((

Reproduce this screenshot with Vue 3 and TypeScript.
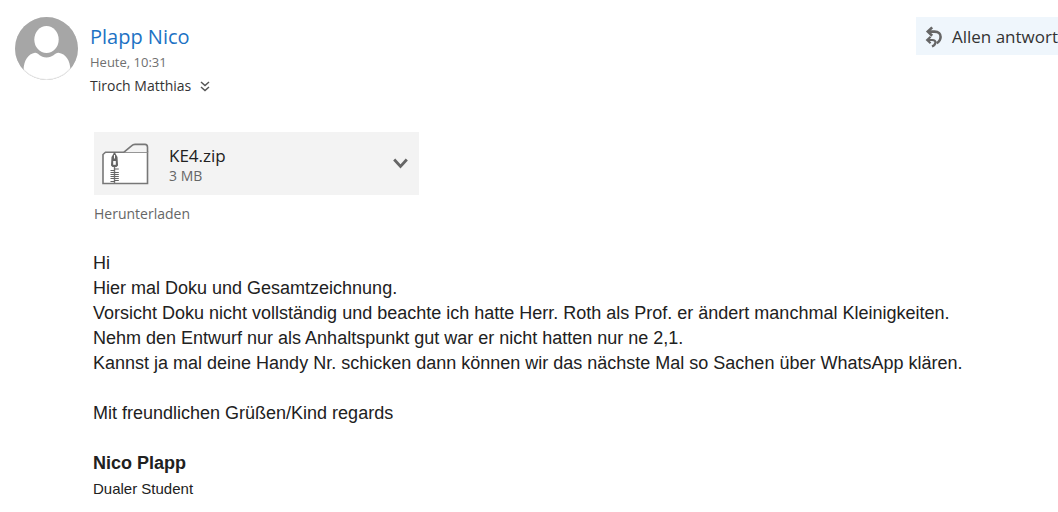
<script setup lang="ts">
interface Attachment {
  name: string
  size: string
}

const attachment: Attachment = { name: 'KE4.zip', size: '3 MB' }

const lines: string[] = [
  'Hi',
  'Hier mal Doku und Gesamtzeichnung.',
  'Vorsicht Doku nicht vollständig und beachte ich hatte Herr. Roth als Prof. er ändert manchmal Kleinigkeiten.',
  'Nehm den Entwurf nur als Anhaltspunkt gut war er nicht hatten nur ne 2,1.',
  'Kannst ja mal deine Handy Nr. schicken dann können wir das nächste Mal so Sachen über WhatsApp klären.',
]
</script>

<template>
  <article class="mail">
    <header class="head">
      <svg class="avatar" viewBox="0 0 63 63" aria-hidden="true">
        <defs>
          <clipPath id="disc"><circle cx="31.5" cy="31.5" r="31.5" /></clipPath>
        </defs>
        <g clip-path="url(#disc)">
          <rect width="63" height="63" fill="#a6a6a6" />
          <ellipse cx="31.5" cy="22.5" rx="12.2" ry="13.6" fill="#fff" />
          <path d="M8.5 63V53C9 43 13 37 20 35.7C23.5 35.5 25 40.5 31.5 40.5C38 40.5 40 35.5 43.5 35.7C51 37 55 43 55.5 53V63Z" fill="#fff" />
        </g>
        <circle cx="31.5" cy="31.5" r="31" fill="none" stroke="#a6a6a6" stroke-opacity=".25" />
      </svg>
      <div class="sender">
        <a class="name" href="#">Plapp Nico</a>
        <time class="time">Heute, 10:31</time>
        <div class="to">
          <span>Tiroch Matthias</span>
          <button class="expand" type="button" aria-label="Details anzeigen">
            <svg width="10" height="11" viewBox="0 0 10 11" aria-hidden="true">
              <path d="M1 1L5 4.5L9 1M1 6L5 9.5L9 6" fill="none" stroke="#555" stroke-width="1.5" />
            </svg>
          </button>
        </div>
      </div>
      <button class="reply" type="button">
        <svg width="18" height="22" viewBox="0 0 18 22" aria-hidden="true">
          <g fill="none" stroke="#666">
            <path d="M7.2 1.4L2.8 5.6L7.2 9.8" stroke-width="2.6" />
            <path d="M3 5.6H9.5C13.6 5.6 15.8 7.8 15.6 11C15.4 14.2 13.6 16.2 11.6 17.2" stroke-width="2.6" />
            <path d="M5.6 10.8L2.2 14L5.6 17.2" stroke-width="2.2" />
            <path d="M2.5 14H7.2C9.6 14 10.6 15.2 10.4 16.8C10.1 18.6 8.8 19.8 7 20.6" stroke-width="2.2" />
          </g>
        </svg>
        <span>Allen antwort</span>
      </button>
    </header>

    <section class="attachments">
      <div class="file">
        <svg class="folder" width="48" height="42" viewBox="0 0 48 42" aria-hidden="true">
          <path d="M1 40.5V11.5L3.5 9.2H45.5V40.5Z" fill="#fff" stroke="#777" stroke-width="1.6" />
          <path d="M22 9.2L29.5 2.8Q31 1.4 33 1.4H43Q45.5 1.4 45.5 4.2V9.2" fill="#f3f3f3" stroke="#777" stroke-width="1.6" />
          <path d="M12.5 10V40" stroke="#777" stroke-width="1.4" />
          <path d="M12.5 9L15.5 14L16 22.5L14.5 24H10.5L9 22.5L9.5 14Z" fill="#666" />
          <path d="M12.5 12V15.5" stroke="#fff" stroke-width="1" />
          <rect x="11.2" y="18" width="2.6" height="3.8" fill="#fff" />
          <path d="M8.5 27.5H13M12 29.5H16.8M8.5 31.5H13M12 33.5H16.8M8.5 35.5H13M12 37.5H16.8M12 26H16.8M8.5 29.5H13M12 31.5H16.8M8.5 33.5H13M12 35.5H16.8M8.5 38.5H13" stroke="#666" stroke-width="1.1" />
        </svg>
        <div class="meta">
          <span class="filename">{{ attachment.name }}</span>
          <span class="size">{{ attachment.size }}</span>
        </div>
        <button class="more" type="button" aria-label="Weitere Aktionen">
          <svg width="15" height="11" viewBox="0 0 15 11" aria-hidden="true">
            <path d="M1.2 1.5L7.5 8.5L13.8 1.5" fill="none" stroke="#666" stroke-width="2.8" />
          </svg>
        </button>
      </div>
      <a class="download" href="#">Herunterladen</a>
    </section>

    <section class="body">
      <p v-for="line in lines" :key="line">{{ line }}</p>
      <p class="regards">Mit freundlichen Grüßen/Kind regards</p>
      <p class="signature">Nico Plapp</p>
      <p class="role">Dualer Student</p>
    </section>
  </article>
</template>

<style>
body {
  margin: 0;
  background: #fff;
}
</style>

<style scoped>
.mail {
  padding-top: 17px;
  overflow: hidden;
  color: #212121;
  font-family: "Segoe UI", "Open Sans", "Noto Sans", sans-serif;
}
button {
  margin: 0;
  padding: 0;
  border: 0;
  background: none;
  color: inherit;
  font: inherit;
}
a {
  text-decoration: none;
}
.head {
  display: flex;
  align-items: flex-start;
  padding-left: 15px;
}
.avatar {
  flex: none;
  width: 63px;
  height: 63px;
  margin-right: 12px;
}
.sender {
  display: flex;
  flex: 1;
  flex-direction: column;
  align-items: flex-start;
  padding-top: 5px;
}
.name {
  color: #1c72c4;
  font-size: 20px;
  line-height: 30px;
}
.time {
  color: #707070;
  font-size: 13px;
  line-height: 20px;
}
.to {
  display: flex;
  align-items: center;
  gap: 9px;
  color: #333;
  font-size: 14px;
  line-height: 28px;
}
.expand {
  display: flex;
}
.reply {
  display: flex;
  flex: none;
  align-items: center;
  gap: 9px;
  height: 38px;
  padding: 2px 0 0 9px;
  background: #eff6fc;
  color: #333;
  font-size: 17px;
  line-height: 36px;
  white-space: nowrap;
}
.attachments {
  padding: 32px 0 0 94px;
}
.file {
  display: flex;
  align-items: center;
  box-sizing: border-box;
  max-width: 325px;
  height: 63px;
  padding: 0 11px 0 8px;
  background: #f3f3f3;
}
.folder {
  flex: none;
  margin-right: 19px;
}
.meta {
  display: flex;
  flex: 1;
  flex-direction: column;
  padding-top: 2px;
}
.filename {
  font-size: 17px;
  line-height: 22px;
}
.size {
  color: #666;
  font-size: 14px;
  line-height: 18px;
}
.more {
  display: flex;
}
.download {
  display: inline-block;
  margin-top: 8px;
  color: #666;
  font-size: 14px;
  line-height: 22px;
}
.body {
  padding: 26px 0 12px 93px;
  font-family: Arial, "Liberation Sans", sans-serif;
  font-size: 18px;
  line-height: 25px;
}
.body p {
  margin: 0;
}
.body .regards,
.body .signature {
  margin-top: 25px;
}
.signature {
  font-weight: 700;
}
.body .role {
  font-size: 15px;
}
</style>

))

Transcribe all the data word for word; the images stay out.

Answer to this problem.
Reproduce this screenshot with Vue 3 and TypeScript.
<script setup lang="ts">
interface Attachment {
  name: string
  size: string
}

const attachment: Attachment = { name: 'KE4.zip', size: '3 MB' }

const lines: string[] = [
  'Hi',
  'Hier mal Doku und Gesamtzeichnung.',
  'Vorsicht Doku nicht vollständig und beachte ich hatte Herr. Roth als Prof. er ändert manchmal Kleinigkeiten.',
  'Nehm den Entwurf nur als Anhaltspunkt gut war er nicht hatten nur ne 2,1.',
  'Kannst ja mal deine Handy Nr. schicken dann können wir das nächste Mal so Sachen über WhatsApp klären.',
]
</script>

<template>
  <article class="mail">
    <header class="head">
      <svg class="avatar" viewBox="0 0 63 63" aria-hidden="true">
        <defs>
          <clipPath id="disc"><circle cx="31.5" cy="31.5" r="31.5" /></clipPath>
        </defs>
        <g clip-path="url(#disc)">
          <rect width="63" height="63" fill="#a6a6a6" />
          <ellipse cx="31.5" cy="22.5" rx="12.2" ry="13.6" fill="#fff" />
          <path d="M8.5 63V53C9 43 13 37 20 35.7C23.5 35.5 25 40.5 31.5 40.5C38 40.5 40 35.5 43.5 35.7C51 37 55 43 55.5 53V63Z" fill="#fff" />
        </g>
        <circle cx="31.5" cy="31.5" r="31" fill="none" stroke="#a6a6a6" stroke-opacity=".25" />
      </svg>
      <div class="sender">
        <a class="name" href="#">Plapp Nico</a>
        <time class="time">Heute, 10:31</time>
        <div class="to">
          <span>Tiroch Matthias</span>
          <button class="expand" type="button" aria-label="Details anzeigen">
            <svg width="10" height="11" viewBox="0 0 10 11" aria-hidden="true">
              <path d="M1 1L5 4.5L9 1M1 6L5 9.5L9 6" fill="none" stroke="#555" stroke-width="1.5" />
            </svg>
          </button>
        </div>
      </div>
      <button class="reply" type="button">
        <svg width="18" height="22" viewBox="0 0 18 22" aria-hidden="true">
          <g fill="none" stroke="#666">
            <path d="M7.2 1.4L2.8 5.6L7.2 9.8" stroke-width="2.6" />
            <path d="M3 5.6H9.5C13.6 5.6 15.8 7.8 15.6 11C15.4 14.2 13.6 16.2 11.6 17.2" stroke-width="2.6" />
            <path d="M5.6 10.8L2.2 14L5.6 17.2" stroke-width="2.2" />
            <path d="M2.5 14H7.2C9.6 14 10.6 15.2 10.4 16.8C10.1 18.6 8.8 19.8 7 20.6" stroke-width="2.2" />
          </g>
        </svg>
        <span>Allen antwort</span>
      </button>
    </header>

    <section class="attachments">
      <div class="file">
        <svg class="folder" width="48" height="42" viewBox="0 0 48 42" aria-hidden="true">
          <path d="M1 40.5V11.5L3.5 9.2H45.5V40.5Z" fill="#fff" stroke="#777" stroke-width="1.6" />
          <path d="M22 9.2L29.5 2.8Q31 1.4 33 1.4H43Q45.5 1.4 45.5 4.2V9.2" fill="#f3f3f3" stroke="#777" stroke-width="1.6" />
          <path d="M12.5 10V40" stroke="#777" stroke-width="1.4" />
          <path d="M12.5 9L15.5 14L16 22.5L14.5 24H10.5L9 22.5L9.5 14Z" fill="#666" />
          <path d="M12.5 12V15.5" stroke="#fff" stroke-width="1" />
          <rect x="11.2" y="18" width="2.6" height="3.8" fill="#fff" />
          <path d="M8.5 27.5H13M12 29.5H16.8M8.5 31.5H13M12 33.5H16.8M8.5 35.5H13M12 37.5H16.8M12 26H16.8M8.5 29.5H13M12 31.5H16.8M8.5 33.5H13M12 35.5H16.8M8.5 38.5H13" stroke="#666" stroke-width="1.1" />
        </svg>
        <div class="meta">
          <span class="filename">{{ attachment.name }}</span>
          <span class="size">{{ attachment.size }}</span>
        </div>
        <button class="more" type="button" aria-label="Weitere Aktionen">
          <svg width="15" height="11" viewBox="0 0 15 11" aria-hidden="true">
            <path d="M1.2 1.5L7.5 8.5L13.8 1.5" fill="none" stroke="#666" stroke-width="2.8" />
          </svg>
        </button>
      </div>
      <a class="download" href="#">Herunterladen</a>
    </section>

    <section class="body">
      <p v-for="line in lines" :key="line">{{ line }}</p>
      <p class="regards">Mit freundlichen Grüßen/Kind regards</p>
      <p class="signature">Nico Plapp</p>
      <p class="role">Dualer Student</p>
    </section>
  </article>
</template>

<style>
body {
  margin: 0;
  background: #fff;
}
</style>

<style scoped>
.mail {
  padding-top: 17px;
  overflow: hidden;
  color: #212121;
  font-family: "Segoe UI", "Open Sans", "Noto Sans", sans-serif;
}
button {
  margin: 0;
  padding: 0;
  border: 0;
  background: none;
  color: inherit;
  font: inherit;
}
a {
  text-decoration: none;
}
.head {
  display: flex;
  align-items: flex-start;
  padding-left: 15px;
}
.avatar {
  flex: none;
  width: 63px;
  height: 63px;
  margin-right: 12px;
}
.sender {
  display: flex;
  flex: 1;
  flex-direction: column;
  align-items: flex-start;
  padding-top: 5px;
}
.name {
  color: #1c72c4;
  font-size: 20px;
  line-height: 30px;
}
.time {
  color: #707070;
  font-size: 13px;
  line-height: 20px;
}
.to {
  display: flex;
  align-items: center;
  gap: 9px;
  color: #333;
  font-size: 14px;
  line-height: 28px;
}
.expand {
  display: flex;
}
.reply {
  display: flex;
  flex: none;
  align-items: center;
  gap: 9px;
  height: 38px;
  padding: 2px 0 0 9px;
  background: #eff6fc;
  color: #333;
  font-size: 17px;
  line-height: 36px;
  white-space: nowrap;
}
.attachments {
  padding: 32px 0 0 94px;
}
.file {
  display: flex;
  align-items: center;
  box-sizing: border-box;
  max-width: 325px;
  height: 63px;
  padding: 0 11px 0 8px;
  background: #f3f3f3;
}
.folder {
  flex: none;
  margin-right: 19px;
}
.meta {
  display: flex;
  flex: 1;
  flex-direction: column;
  padding-top: 2px;
}
.filename {
  font-size: 17px;
  line-height: 22px;
}
.size {
  color: #666;
  font-size: 14px;
  line-height: 18px;
}
.more {
  display: flex;
}
.download {
  display: inline-block;
  margin-top: 8px;
  color: #666;
  font-size: 14px;
  line-height: 22px;
}
.body {
  padding: 26px 0 12px 93px;
  font-family: Arial, "Liberation Sans", sans-serif;
  font-size: 18px;
  line-height: 25px;
}
.body p {
  margin: 0;
}
.body .regards,
.body .signature {
  margin-top: 25px;
}
.signature {
  font-weight: 700;
}
.body .role {
  font-size: 15px;
}
</style>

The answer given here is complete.